▶ [Written request] Locate the lines where "index" occurs and copy them as they stand.

▶ [Information shown]
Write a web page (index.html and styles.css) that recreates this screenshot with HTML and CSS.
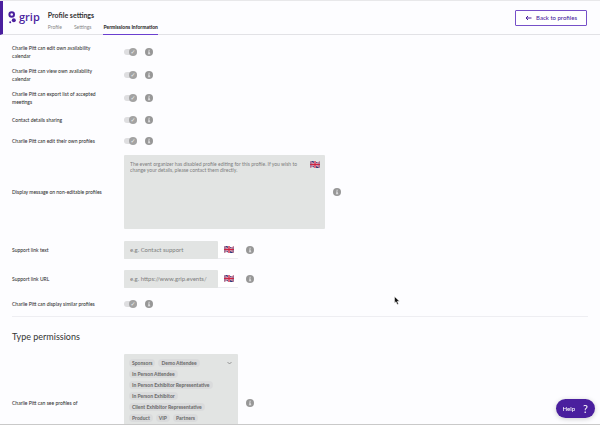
FILE: index.html
```html
<!DOCTYPE html>
<html lang="en">
    <head>
        <meta charset="UTF-8" />
        <meta name="viewport" content="width=device-width, initial-scale=1.0" />
        <title>Profile settings</title>
        <link rel="stylesheet" href="styles.css">
    </head>
    <body>
        <svg class="sprite" aria-hidden="true">
            <symbol id="info" viewBox="0 0 16 16">
                <circle cx="8" cy="8" r="8" fill="#979797" />
                <path d="M7 3.5h2.4v2H7zM6 7h3.4v4.2h1.1v1.4H5.8v-1.4h1.1V8.4H6z" fill="#e4e4e6" />
            </symbol>
            <symbol id="flag" viewBox="0 0 20 14">
                <path d="M0 1Q5-1 10 1T20 1V13Q15 15 10 13T0 13Z" fill="#2c3577" />
                <path d="M0 1L20 13M20 1L0 13" stroke="#d8cfe0" stroke-width="2.4" />
                <path d="M0 1L20 13M20 1L0 13" stroke="#cf2f4c" stroke-width="1.2" />
                <path d="M10 0V14M0 7H20" stroke="#f0e6ee" stroke-width="4.4" />
                <path d="M10 0V14M0 7H20" stroke="#cc2443" stroke-width="2.6" />
            </symbol>
        </svg>

        <header class="header">
            <svg class="logo" viewBox="0 0 16 26" aria-hidden="true">
                <circle cx="7.4" cy="7" r="4.6" fill="none" stroke="#4a1f9e" stroke-width="4" />
                <circle cx="11.6" cy="18.4" r="4" fill="#4a1f9e" />
                <circle cx="4.4" cy="22.6" r="2" fill="#4a1f9e" />
            </svg>
            <span class="brand">grip</span>
            <div class="title-block">
                <h1>Profile settings</h1>
                <nav class="tabs">
                    <a href="#">Profile</a>
                    <a href="#">Settings</a>
                    <a href="#" class="active">Permissions Information</a>
                </nav>
            </div>
            <button class="back">
                <svg viewBox="0 0 14 12" aria-hidden="true">
                    <path d="M13 6H2M6 2L2 6L6 10" fill="none" stroke="currentColor" stroke-width="2" />
                </svg>
                Back to profiles
            </button>
        </header>

        <main>
            <section class="section">
                <div class="row">
                    <label for="edit-calendar">Charlie Pitt can edit own availability calendar</label>
                    <input class="toggle" type="checkbox" id="edit-calendar" checked disabled />
                    <svg class="info"><use href="#info" /></svg>
                </div>
                <div class="row">
                    <label for="view-calendar">Charlie Pitt can view own availability calendar</label>
                    <input class="toggle" type="checkbox" id="view-calendar" checked disabled />
                    <svg class="info"><use href="#info" /></svg>
                </div>
                <div class="row">
                    <label for="export">Charlie Pitt can export list of accepted meetings</label>
                    <input class="toggle" type="checkbox" id="export" checked disabled />
                    <svg class="info"><use href="#info" /></svg>
                </div>
                <div class="row">
                    <label for="sharing">Contact details sharing</label>
                    <input class="toggle" type="checkbox" id="sharing" checked disabled />
                    <svg class="info"><use href="#info" /></svg>
                </div>
                <div class="row">
                    <label for="edit-profiles">Charlie Pitt can edit their own profiles</label>
                    <input class="toggle" type="checkbox" id="edit-profiles" checked disabled />
                    <svg class="info"><use href="#info" /></svg>
                </div>
                <div class="row row-message">
                    <label for="message">Display message on non-editable profiles</label>
                    <div class="message">
                        <textarea id="message" disabled>The event organizer has disabled profile editing for this profile. If you wish to change your details, please contact them directly.</textarea>
                        <svg class="flag"><use href="#flag" /></svg>
                    </div>
                    <svg class="info"><use href="#info" /></svg>
                </div>
                <div class="row row-link">
                    <label for="link-text">Support link text</label>
                    <div class="field">
                        <input type="text" id="link-text" placeholder="e.g. Contact support" disabled />
                        <svg class="flag"><use href="#flag" /></svg>
                    </div>
                    <svg class="info"><use href="#info" /></svg>
                </div>
                <div class="row row-link">
                    <label for="link-url">Support link URL</label>
                    <div class="field">
                        <input type="text" id="link-url" placeholder="e.g. https://www.grip.events/" disabled />
                        <svg class="flag"><use href="#flag" /></svg>
                    </div>
                    <svg class="info"><use href="#info" /></svg>
                </div>
                <div class="row">
                    <label for="similar">Charlie Pitt can display similar profiles</label>
                    <input class="toggle" type="checkbox" id="similar" checked disabled />
                    <svg class="info"><use href="#info" /></svg>
                </div>
            </section>

            <section class="section">
                <h2>Type permissions</h2>
                <div class="row">
                    <label for="see-profiles">Charlie Pitt can see profiles of</label>
                    <button class="multi" id="see-profiles" disabled>
                        <span class="tags">
                            <span class="tag">Sponsors</span>
                            <span class="tag">Demo Attendee</span>
                            <span class="tag">In Person Attendee</span>
                            <span class="tag">In Person Exhibitor Representative</span>
                            <span class="tag">In Person Exhibitor</span>
                            <span class="tag">Client Exhibitor Representative</span>
                            <span class="tag">Product</span>
                            <span class="tag">VIP</span>
                            <span class="tag">Partners</span>
                        </span>
                        <svg class="chevron" viewBox="0 0 10 16" aria-hidden="true">
                            <path d="M1 6L5 10L9 6" fill="none" stroke="#777" stroke-width="1.4" />
                        </svg>
                    </button>
                    <svg class="info"><use href="#info" /></svg>
                </div>
            </section>
        </main>

        <button class="help">Help <span class="mark">?</span></button>

        <svg class="cursor" viewBox="0 0 12 18" aria-hidden="true">
            <path d="M1 1V14L4 11.4L6.4 17L9 16L6.6 10.6H11Z" fill="#111" stroke="#fff" />
        </svg>
    </body>
</html>
```
FILE: styles.css
```css
* {
    box-sizing: border-box;
}

body {
    display: flex;
    flex-direction: column;
    margin: 0;
    height: 100vh;
    background-color: #fdfdff;
    border-top: 1px solid #e8e8ea;
    border-bottom: 1px solid #c9c9c9;
    font-family: Lato, sans-serif;
    font-size: 5px;
    color: #333;
}

main {
    flex: 1;
    min-height: 0;
    overflow: hidden;
}

button,
input,
textarea {
    font-family: inherit;
}

.sprite {
    display: none;
}

.header {
    display: flex;
    flex: none;
    align-items: center;
    height: 34px;
    padding: 0 13px 0 5px;
    border-left: 3px solid #4a1f9e;
    border-bottom: 1px solid #e2e2e6;
}

.logo {
    width: 8px;
    height: 13px;
}

.brand {
    margin: 0 8px 2px 3px;
    font-family: "Open Sans", sans-serif;
    font-size: 11px;
    line-height: 12px;
    font-weight: 600;
    color: #4a1f9e;
}

.title-block {
    display: flex;
    flex-direction: column;
    justify-content: space-between;
    height: 34px;
    padding-top: 10px;
}

h1 {
    margin: 0;
    font-size: 7px;
    line-height: 8px;
}

.tabs {
    display: flex;
    gap: 12px;
}

.tabs a {
    padding-bottom: 3px;
    border-bottom: 1px solid transparent;
    font-size: 5px;
    line-height: 8px;
    color: #888;
    text-decoration: none;
}

.tabs .active {
    border-color: #6a3fd0;
    font-weight: 900;
    color: #333;
}

.back {
    display: flex;
    align-items: center;
    gap: 4px;
    height: 16px;
    margin-left: auto;
    padding: 0 9px;
    border: 1px solid #7650c8;
    border-radius: 1px;
    background-color: #fff;
    font-size: 6px;
    font-weight: 500;
    color: #4a1f9e;
}

.back svg {
    width: 7px;
    height: 6px;
}

.section {
    margin: 0 12px;
    padding: 5px 0 2px;
    border-bottom: 1px solid #eeeef2;
}

.row {
    display: flex;
    align-items: center;
    min-height: 21px;
    padding: 4px 0 3px;
}

.row-message {
    margin-bottom: 3px;
}

.row-link {
    min-height: 29px;
}

.row label {
    flex: none;
    width: 112px;
    padding-right: 16px;
    font-weight: 500;
    line-height: 8px;
}

.toggle {
    appearance: none;
    display: flex;
    align-items: center;
    justify-content: flex-end;
    width: 13px;
    height: 6px;
    margin: 0;
    border-radius: 3px;
    background-color: #dedee0;
}

.toggle::before {
    content: "✓";
    flex: none;
    width: 8px;
    height: 8px;
    border-radius: 50%;
    background-color: #a3a3a3;
    font-family: "DejaVu Sans", sans-serif;
    font-size: 6px;
    line-height: 8px;
    text-align: center;
    color: #eee;
}

.info {
    flex: none;
    width: 8px;
    height: 8px;
    margin-left: 8px;
}

.flag {
    flex: none;
    width: 10px;
    height: 7px;
}

.message {
    display: flex;
    width: 201px;
    height: 74px;
    padding: 6px 5px 6px 6px;
    border-radius: 1px;
    background-color: #e2e4e3;
}

.message textarea {
    flex: 1;
    padding: 0;
    border: 0;
    background: none;
    font-size: 5px;
    line-height: 6px;
    color: #7d7d7d;
    resize: none;
}

.field {
    display: flex;
    align-items: center;
    width: 114px;
    height: 18px;
    padding-right: 4px;
    border-bottom: 1px solid #ececf0;
    background-color: #fff;
}

.field input {
    flex: 1;
    min-width: 0;
    height: 18px;
    margin-right: 6px;
    padding: 0 6px;
    border: 0;
    border-radius: 1px;
    background-color: #e2e4e3;
    font-size: 6px;
}

.field input::placeholder {
    color: #7d7d7d;
}

h2 {
    margin: 0;
    padding: 9px 0 7px;
    font-size: 9px;
    line-height: 12px;
    font-weight: normal;
}

.multi {
    display: flex;
    align-items: flex-start;
    width: 114px;
    height: 98px;
    padding: 5px 6px 5px 5px;
    border: 0;
    border-radius: 1px;
    background-color: #e2e4e3;
}

.tags {
    flex: 1;
    display: flex;
    flex-wrap: wrap;
    gap: 3px;
}

.tag {
    padding: 0 3px;
    border-radius: 4px;
    background-color: #dadbdc;
    font-size: 5px;
    line-height: 8px;
    font-weight: 900;
    color: #707070;
}

.chevron {
    width: 5px;
    height: 8px;
}

.help {
    position: fixed;
    right: 5px;
    bottom: 7px;
    display: flex;
    align-items: center;
    gap: 8px;
    height: 19px;
    padding: 0 7px;
    border: 0;
    border-radius: 10px;
    background-color: #4a1f9e;
    box-shadow: 0 1px 5px rgba(0, 0, 0, 0.2);
    font-size: 6px;
    font-weight: 500;
    color: #fff;
}

.mark {
    font-size: 11px;
    font-weight: normal;
}

.cursor {
    position: fixed;
    left: 394px;
    top: 296px;
    width: 6px;
    height: 9px;
}
```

▶ [Reply to the task]
Write a web page (index.html and styles.css) that recreates this screenshot with HTML and CSS.
FILE: index.html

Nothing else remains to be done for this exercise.